Fuck this Aging Gracefully shit!
Exhibit A: Joan Collins, who at 72, still looks good enough to eat and recently took the 40-something hottie at right to husband.
Exhibit B: Shirley Bassey, 68, (below), who was awarded Damehood in 2000, probably because she’s the High Priestess of drag queens everywhere, thanks to her big, bossy renditions of such affirmations of identity as This is My Life ("and I don’t give a DAMN for lost emotion!") and I Am What I Am.
Not only do these old gals look great, they continue to create sparks with their unending critique of everyone and every- thing that crosses their path. Just the sort of Diva Trash Talk that makes our hearts go pitter-pat.
A Diva Stands in No One’s Shadow!
As these Exhibits will show. First Joan, then Shirley.
Aptly dubbed "Diva-licious" for the bedroom-eyed bitch goddess (right) she played on Dynasty (now available on a four-disc DVD set that is surely headed for the Smithsonian’s permanent collection), Joan Collins has lately, under her new, self-described title of "Writer," become a public scold.
In a semi-regular column for the Daily Mail, she huffs and puffs over the state of the world, recently lecturing a young actress (Jude Law’s fiancee) for missing a stage performance just because she was having troubles at home (Jude had snagged the nanny on a pool table — which , by the way, immediately went on auction at eBay):
"The Show Must Go On," soared Joan. "It’s a mantra that we repeat through the tears, the headaches, the hangovers and the tragedies that often befall us."

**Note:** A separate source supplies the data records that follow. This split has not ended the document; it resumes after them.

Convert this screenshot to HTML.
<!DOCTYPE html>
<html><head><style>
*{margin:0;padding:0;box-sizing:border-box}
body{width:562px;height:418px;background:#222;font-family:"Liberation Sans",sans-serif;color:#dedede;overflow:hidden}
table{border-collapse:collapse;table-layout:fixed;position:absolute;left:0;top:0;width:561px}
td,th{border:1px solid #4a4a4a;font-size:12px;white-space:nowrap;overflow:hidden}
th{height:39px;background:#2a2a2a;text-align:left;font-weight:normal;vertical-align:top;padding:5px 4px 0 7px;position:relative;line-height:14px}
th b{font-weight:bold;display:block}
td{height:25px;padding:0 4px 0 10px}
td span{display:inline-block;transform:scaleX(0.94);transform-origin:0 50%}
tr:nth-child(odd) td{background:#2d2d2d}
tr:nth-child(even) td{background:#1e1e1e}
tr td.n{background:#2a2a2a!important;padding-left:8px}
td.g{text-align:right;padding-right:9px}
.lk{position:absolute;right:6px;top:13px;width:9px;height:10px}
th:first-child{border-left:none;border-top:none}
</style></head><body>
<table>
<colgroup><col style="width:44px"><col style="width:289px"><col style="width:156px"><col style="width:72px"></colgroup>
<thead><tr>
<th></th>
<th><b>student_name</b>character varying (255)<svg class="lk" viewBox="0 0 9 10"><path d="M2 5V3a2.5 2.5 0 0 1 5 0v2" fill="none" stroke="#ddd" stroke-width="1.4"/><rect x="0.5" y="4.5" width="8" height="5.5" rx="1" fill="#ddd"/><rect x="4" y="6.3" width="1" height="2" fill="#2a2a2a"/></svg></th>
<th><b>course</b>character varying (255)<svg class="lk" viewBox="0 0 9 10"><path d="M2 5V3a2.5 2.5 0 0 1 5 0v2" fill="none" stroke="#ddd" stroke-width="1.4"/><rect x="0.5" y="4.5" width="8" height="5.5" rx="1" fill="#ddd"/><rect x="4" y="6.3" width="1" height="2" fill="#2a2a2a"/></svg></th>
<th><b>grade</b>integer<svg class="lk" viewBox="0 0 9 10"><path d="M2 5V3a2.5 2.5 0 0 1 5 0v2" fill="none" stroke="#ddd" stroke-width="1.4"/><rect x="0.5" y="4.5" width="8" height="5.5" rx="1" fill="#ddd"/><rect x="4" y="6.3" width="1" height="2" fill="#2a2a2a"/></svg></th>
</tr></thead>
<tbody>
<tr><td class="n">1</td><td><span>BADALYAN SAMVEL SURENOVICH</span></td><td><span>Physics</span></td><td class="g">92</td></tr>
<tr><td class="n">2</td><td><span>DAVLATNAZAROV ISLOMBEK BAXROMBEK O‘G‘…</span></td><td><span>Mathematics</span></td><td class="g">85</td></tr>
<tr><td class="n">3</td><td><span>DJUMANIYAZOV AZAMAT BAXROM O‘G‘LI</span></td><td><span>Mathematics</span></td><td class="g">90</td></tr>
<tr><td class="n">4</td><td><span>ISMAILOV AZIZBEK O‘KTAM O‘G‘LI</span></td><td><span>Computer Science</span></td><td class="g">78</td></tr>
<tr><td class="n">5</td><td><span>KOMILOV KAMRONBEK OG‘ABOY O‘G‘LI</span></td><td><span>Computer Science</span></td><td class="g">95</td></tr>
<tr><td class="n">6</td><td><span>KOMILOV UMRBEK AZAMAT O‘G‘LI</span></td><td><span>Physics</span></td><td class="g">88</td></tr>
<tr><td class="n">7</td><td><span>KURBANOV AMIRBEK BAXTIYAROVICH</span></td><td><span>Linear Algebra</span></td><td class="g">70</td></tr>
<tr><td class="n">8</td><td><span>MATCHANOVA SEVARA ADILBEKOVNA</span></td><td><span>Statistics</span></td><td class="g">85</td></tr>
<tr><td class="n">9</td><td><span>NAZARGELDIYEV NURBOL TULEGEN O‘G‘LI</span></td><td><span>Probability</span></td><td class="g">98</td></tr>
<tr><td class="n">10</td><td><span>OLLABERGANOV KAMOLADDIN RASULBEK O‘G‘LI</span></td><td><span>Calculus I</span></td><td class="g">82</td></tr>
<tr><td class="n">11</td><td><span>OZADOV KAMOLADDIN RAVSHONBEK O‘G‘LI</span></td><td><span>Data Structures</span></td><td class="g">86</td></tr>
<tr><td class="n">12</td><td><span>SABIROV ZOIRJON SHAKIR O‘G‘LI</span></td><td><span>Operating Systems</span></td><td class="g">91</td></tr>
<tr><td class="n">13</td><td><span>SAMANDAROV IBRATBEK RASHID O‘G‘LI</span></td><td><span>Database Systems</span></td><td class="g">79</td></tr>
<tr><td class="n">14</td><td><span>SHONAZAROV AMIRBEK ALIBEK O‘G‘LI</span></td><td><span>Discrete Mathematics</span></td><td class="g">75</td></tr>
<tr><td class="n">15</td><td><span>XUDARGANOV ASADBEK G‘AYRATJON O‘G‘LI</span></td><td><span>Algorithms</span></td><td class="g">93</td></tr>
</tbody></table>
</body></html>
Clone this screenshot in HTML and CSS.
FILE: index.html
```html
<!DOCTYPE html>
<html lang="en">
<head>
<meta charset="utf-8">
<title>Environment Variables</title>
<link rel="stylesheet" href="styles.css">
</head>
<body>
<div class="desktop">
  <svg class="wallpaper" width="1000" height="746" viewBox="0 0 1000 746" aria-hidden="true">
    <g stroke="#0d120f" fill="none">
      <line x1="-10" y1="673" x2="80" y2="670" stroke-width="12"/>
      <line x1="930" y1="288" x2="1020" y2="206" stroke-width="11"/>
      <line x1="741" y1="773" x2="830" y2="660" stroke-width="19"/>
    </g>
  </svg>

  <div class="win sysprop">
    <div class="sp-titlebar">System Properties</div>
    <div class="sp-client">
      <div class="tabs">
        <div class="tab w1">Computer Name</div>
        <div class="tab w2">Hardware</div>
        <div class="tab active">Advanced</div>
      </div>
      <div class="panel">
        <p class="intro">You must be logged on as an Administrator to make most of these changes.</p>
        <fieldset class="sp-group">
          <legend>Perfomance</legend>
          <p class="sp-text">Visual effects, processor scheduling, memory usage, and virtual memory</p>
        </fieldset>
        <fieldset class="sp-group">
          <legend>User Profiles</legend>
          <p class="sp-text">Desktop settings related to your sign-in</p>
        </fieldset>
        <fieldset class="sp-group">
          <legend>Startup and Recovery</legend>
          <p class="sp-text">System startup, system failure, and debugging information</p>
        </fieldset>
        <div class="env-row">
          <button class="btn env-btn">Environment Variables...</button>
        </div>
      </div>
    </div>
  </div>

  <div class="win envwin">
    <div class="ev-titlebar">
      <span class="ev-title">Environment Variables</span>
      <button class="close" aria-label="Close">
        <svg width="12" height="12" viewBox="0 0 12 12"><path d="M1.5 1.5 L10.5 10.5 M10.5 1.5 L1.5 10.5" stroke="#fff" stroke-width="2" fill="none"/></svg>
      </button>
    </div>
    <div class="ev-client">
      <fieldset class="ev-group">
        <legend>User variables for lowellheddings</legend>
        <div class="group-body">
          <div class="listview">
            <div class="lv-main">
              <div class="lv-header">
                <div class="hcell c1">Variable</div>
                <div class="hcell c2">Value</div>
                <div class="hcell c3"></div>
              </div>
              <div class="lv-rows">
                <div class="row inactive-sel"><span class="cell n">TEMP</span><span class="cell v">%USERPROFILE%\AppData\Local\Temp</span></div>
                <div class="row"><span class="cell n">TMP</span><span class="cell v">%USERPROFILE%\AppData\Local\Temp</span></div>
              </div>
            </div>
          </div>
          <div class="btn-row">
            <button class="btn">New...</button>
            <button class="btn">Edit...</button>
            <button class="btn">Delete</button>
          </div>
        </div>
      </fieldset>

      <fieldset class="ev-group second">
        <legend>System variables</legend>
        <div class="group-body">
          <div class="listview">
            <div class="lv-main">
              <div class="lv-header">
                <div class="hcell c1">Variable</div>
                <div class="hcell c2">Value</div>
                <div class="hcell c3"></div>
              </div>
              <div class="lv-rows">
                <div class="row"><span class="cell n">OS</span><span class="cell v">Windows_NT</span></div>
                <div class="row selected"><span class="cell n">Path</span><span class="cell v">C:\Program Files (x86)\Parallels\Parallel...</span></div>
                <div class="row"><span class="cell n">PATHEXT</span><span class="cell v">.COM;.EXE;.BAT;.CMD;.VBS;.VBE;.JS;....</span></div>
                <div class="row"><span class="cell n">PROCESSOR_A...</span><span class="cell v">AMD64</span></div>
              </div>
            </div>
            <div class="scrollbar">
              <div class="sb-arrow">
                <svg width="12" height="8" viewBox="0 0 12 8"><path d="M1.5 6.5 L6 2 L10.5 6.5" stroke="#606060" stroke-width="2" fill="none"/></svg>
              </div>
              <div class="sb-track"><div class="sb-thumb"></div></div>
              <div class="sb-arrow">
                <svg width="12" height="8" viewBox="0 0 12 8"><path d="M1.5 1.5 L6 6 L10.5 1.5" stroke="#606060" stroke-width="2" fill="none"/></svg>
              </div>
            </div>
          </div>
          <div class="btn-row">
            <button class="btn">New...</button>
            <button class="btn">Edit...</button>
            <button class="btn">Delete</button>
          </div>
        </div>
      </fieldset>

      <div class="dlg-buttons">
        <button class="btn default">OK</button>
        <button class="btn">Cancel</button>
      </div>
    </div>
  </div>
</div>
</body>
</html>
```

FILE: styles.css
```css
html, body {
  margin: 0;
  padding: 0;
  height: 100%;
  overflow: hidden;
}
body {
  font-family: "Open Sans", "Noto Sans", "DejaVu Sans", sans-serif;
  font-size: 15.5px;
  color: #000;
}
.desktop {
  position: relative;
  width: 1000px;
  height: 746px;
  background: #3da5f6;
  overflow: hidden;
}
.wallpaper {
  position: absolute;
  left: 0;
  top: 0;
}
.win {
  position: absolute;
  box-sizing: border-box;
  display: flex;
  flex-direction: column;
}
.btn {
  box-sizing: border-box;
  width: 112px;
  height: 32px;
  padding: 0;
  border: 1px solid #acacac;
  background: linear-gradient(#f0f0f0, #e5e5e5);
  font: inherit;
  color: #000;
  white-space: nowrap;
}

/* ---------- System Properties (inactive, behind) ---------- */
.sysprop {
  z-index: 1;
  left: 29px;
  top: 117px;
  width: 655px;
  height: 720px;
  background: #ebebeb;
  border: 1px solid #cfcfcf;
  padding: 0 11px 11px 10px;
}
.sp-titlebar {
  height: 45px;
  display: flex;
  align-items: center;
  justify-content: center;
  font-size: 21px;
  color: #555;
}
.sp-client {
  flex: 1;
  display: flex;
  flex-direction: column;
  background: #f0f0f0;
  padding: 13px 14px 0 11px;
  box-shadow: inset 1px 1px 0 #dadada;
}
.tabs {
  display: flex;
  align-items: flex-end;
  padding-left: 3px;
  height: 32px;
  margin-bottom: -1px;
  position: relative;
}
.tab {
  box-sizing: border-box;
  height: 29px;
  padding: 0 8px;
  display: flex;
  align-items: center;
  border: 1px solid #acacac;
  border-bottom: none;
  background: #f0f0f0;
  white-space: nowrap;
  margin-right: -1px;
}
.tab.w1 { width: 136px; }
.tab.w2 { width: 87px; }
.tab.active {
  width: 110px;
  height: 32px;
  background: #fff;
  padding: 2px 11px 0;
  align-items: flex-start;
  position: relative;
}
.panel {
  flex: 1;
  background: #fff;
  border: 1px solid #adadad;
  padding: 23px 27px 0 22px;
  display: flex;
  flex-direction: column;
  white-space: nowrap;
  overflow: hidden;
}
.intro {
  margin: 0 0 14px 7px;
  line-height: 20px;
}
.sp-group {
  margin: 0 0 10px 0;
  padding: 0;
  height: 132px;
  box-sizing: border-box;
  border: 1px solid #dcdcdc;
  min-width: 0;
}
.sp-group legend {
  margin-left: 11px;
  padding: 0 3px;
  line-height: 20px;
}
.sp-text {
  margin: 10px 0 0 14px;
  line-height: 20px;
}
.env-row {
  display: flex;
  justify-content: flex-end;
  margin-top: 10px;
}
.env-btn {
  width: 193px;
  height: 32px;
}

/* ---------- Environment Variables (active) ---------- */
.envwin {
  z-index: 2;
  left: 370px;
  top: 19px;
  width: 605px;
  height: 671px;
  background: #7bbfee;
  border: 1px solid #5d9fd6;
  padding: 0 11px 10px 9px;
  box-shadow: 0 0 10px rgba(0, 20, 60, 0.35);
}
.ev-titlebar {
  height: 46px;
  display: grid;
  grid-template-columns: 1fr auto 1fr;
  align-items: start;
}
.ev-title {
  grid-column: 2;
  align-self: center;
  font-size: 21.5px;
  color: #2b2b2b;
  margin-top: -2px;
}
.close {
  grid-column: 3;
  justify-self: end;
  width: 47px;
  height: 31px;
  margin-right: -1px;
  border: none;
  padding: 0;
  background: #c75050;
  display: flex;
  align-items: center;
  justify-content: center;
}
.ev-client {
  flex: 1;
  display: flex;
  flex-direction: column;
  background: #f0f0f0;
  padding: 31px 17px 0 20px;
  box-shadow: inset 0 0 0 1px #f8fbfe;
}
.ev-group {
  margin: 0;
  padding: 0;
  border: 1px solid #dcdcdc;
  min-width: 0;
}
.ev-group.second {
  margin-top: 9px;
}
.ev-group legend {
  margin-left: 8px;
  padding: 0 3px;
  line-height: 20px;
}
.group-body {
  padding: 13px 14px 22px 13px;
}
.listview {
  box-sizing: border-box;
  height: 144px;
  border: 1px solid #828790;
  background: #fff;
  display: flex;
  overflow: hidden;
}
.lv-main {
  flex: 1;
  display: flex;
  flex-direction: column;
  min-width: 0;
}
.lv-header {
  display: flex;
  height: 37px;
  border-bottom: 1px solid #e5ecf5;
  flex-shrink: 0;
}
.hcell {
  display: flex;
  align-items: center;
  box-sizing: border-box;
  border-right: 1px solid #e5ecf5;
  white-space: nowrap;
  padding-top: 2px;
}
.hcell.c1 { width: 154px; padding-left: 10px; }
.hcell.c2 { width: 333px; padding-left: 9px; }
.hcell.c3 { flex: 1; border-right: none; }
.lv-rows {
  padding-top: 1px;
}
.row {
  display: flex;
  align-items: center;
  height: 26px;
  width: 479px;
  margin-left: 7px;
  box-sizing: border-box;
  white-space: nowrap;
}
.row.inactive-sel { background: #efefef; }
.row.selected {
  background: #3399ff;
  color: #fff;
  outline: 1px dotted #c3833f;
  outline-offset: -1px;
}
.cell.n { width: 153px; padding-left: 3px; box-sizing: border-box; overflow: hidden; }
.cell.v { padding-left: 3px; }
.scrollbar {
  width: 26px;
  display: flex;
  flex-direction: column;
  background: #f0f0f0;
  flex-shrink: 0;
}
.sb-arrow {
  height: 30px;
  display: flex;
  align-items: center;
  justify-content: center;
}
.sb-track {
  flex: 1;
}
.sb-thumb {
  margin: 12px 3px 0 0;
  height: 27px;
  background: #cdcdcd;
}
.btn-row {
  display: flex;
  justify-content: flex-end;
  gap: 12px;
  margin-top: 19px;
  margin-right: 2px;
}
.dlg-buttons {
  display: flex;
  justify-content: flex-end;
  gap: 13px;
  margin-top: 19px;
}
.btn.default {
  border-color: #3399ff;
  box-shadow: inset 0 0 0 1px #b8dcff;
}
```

To miss a performance, she wrote, was worse than unprofessional, it broke "the contract between the actor and the audience." Actors had an "almost social duty" to provide the public "a chance to escape from the realities of the world for a few hours." Personal problems must never interfere with the civic responsibility that was a 7:30 curtain call.
Actors, further declared the Diva, who was about to work the London bombings into this mega guilt-trip, needed that "peculiarly British trait of stiff upper lip and Blitz spirit, now being shown by the people of London … They are refusing to be diverted from their daily lives and thus not only demonstrate their defiance of terrorists, but also subvert their purpose …
"The show," she boomed to what surely must have been a deeply shamed, shattered and near suicidal young actress, "goes on!"
As does our Joan. In last Thursday’s column, she decried "the horrible, encroaching decay" of good manners in the U. K. "where traditional virtues of male chivalry and female propriety [are] very far from view." (Female propriety being very much on view four years ago when Joan was camping it up on stage in a white corset and 16th Century ringlets.)
Case in point: "My husband Percy and I were at a ball at the Grosvenor House Hotel … As Percy held the door open to let me through, a 6ft tall, middle-aged, horse-faced male pushed past me, trod on the hem of my dress and rushed outside to climb into the taxi that the doorman had waiting for us."
Not since the daughter of mobster John Gotti, Victoria Gotti, was writing a weekly column for the New York Post has there been such a screamy must-read.
But let’s pull ourselves away from The Adventures of Joan and head fearlessly out into Bassey Country.






Some will recall Joan’s earlier days in Hollywood where her nickname among the Warren Beatty types was said to be “The British Open.”
Whoa LAO! What a sexist remark. I’m not being p.c. here either. A man sows his oats and a woman is a slut? What happened to the last 50 years?! Joan sowed her oats with Mr. Beatty and per her autobio. he forced her into an abortion she wasn’t sure she wanted.
What “gentlemen” the “Warren Beatty types” can be. Warren, as we all know, retired to a monastery soon
after!
Whoa, Martin — where in his comment did LAO make any kind of judgement call on either Mr. Beatty or Ms. Collins?
Warren Beatty = Slut
Joan Collins = Slut
See? All-purpose, non-gender-specific descriptive.
On the topic of Divas in general, to me the term conveys an outrageously inflated sense of self-importance: despite her heavily airbrushed wedding photos (and to call her recent groom a “hottie” is stretching the definition to the utmost limits), Ms. Collins has never displayed tangible talent beyond her ravishing physical beauty (which has long passed — her neck has been grotesquely turkey-wattled for the better part of three decades). Ms. Bassey is a fountain of talent, but — though I own and adore much of her musical output — her appeal has always been dampened for me due to her unrealistically goddesslike opinion of herself.
Beauty and talent are randomly-distributed gifts. Humility is an earned virtue.